Aber alle diese Eigenschaften führen doch nicht weiter als bis zu bedachter Auswahl des gegebenen, meist annalistischen Stoffes. Sie verhindern nicht, daß der Verfasser die große Zunftrevolution des Jahres 1293 zunächst nach einer Quelle erzählt, die streng auf dem Standpunkt der Schöffen steht, und seine eigene, vermittelnde Meinung erst später, fast verstohlen, einfügt. Und die große Erörterung über das geschichtliche und rechtliche Verhältnis von Burggrafschaft und Erzbistum steht nicht vor der Erzählung der Wirren von 1293, die sie uns an dieser Stelle erst erklärt hätte, sondern folgt am Schlusse des 2. Buches nach. Ja, so wenig vermag der Chronist seinen Stoff zu meistern, daß er uns die Erwähnung des Privilegiums Ottos II., auf dem nach seiner eigenen Meinung die besondere Stellung des Schöppenstuhls zwischen Stadt und Erzbischof beruht, bei der Regierungszeit dieses Kaisers vorenthält, weil es eben seine Quellen dort nicht bieten, und er es wohl auch zu keinem bestimmten Jahre einordnen kann.[2]

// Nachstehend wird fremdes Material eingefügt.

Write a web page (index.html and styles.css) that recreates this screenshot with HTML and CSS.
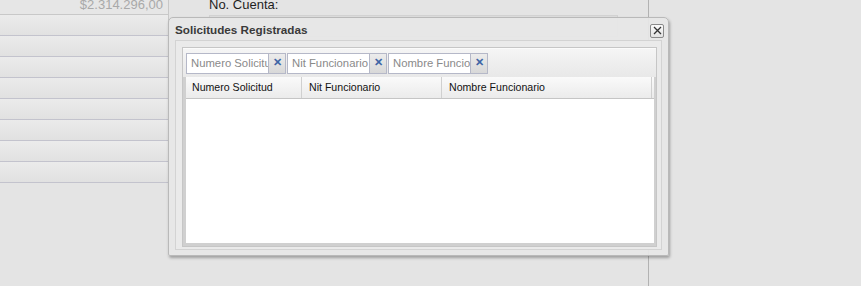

Von hier aus gesehen wird uns das Problem der Überwindung der mittelalterlichen Geschichtschreibung nicht mehr bloß als ein Problem der Form erscheinen: auch die Auffassung von dem, was den Inhalt der Geschichte bilden soll, muß eine ganz andere werden. Erst wenn die Betrachtung der Taten eines Fürsten zu Erwägungen politischer oder psychologischer Natur, die Darstellung der Stadt- oder Landesgeschichte zum Nachdenken über die natürlichen Gründe ihrer Entwicklung führt, wird der überlieferte Stoff wirklich umgestaltet werden. Dann wird vieles von dem bisherigen Inhalt der Geschichtsbücher

  1. [222] 38) S. die poetische Vorrede, bes. S. 3 V. 26ff. und S. 4 V. 14 ff.
  2. [222] 39) S. die Einleitung des Herausgebers. Ich bemerke noch, daß die Darstellung des Zunftaufruhrs, die nach Janicke S. XL aus einer älteren Quelle abgeschrieben ist, einen anderen Standpunkt zeigt, als den des Verfassers. Seine eigene Meinung erfahren wir erst S. 178, Z. 7 ff. (von Janicke l. c. doch wohl mit Unrecht auch noch zur alten Quelle gerechnet).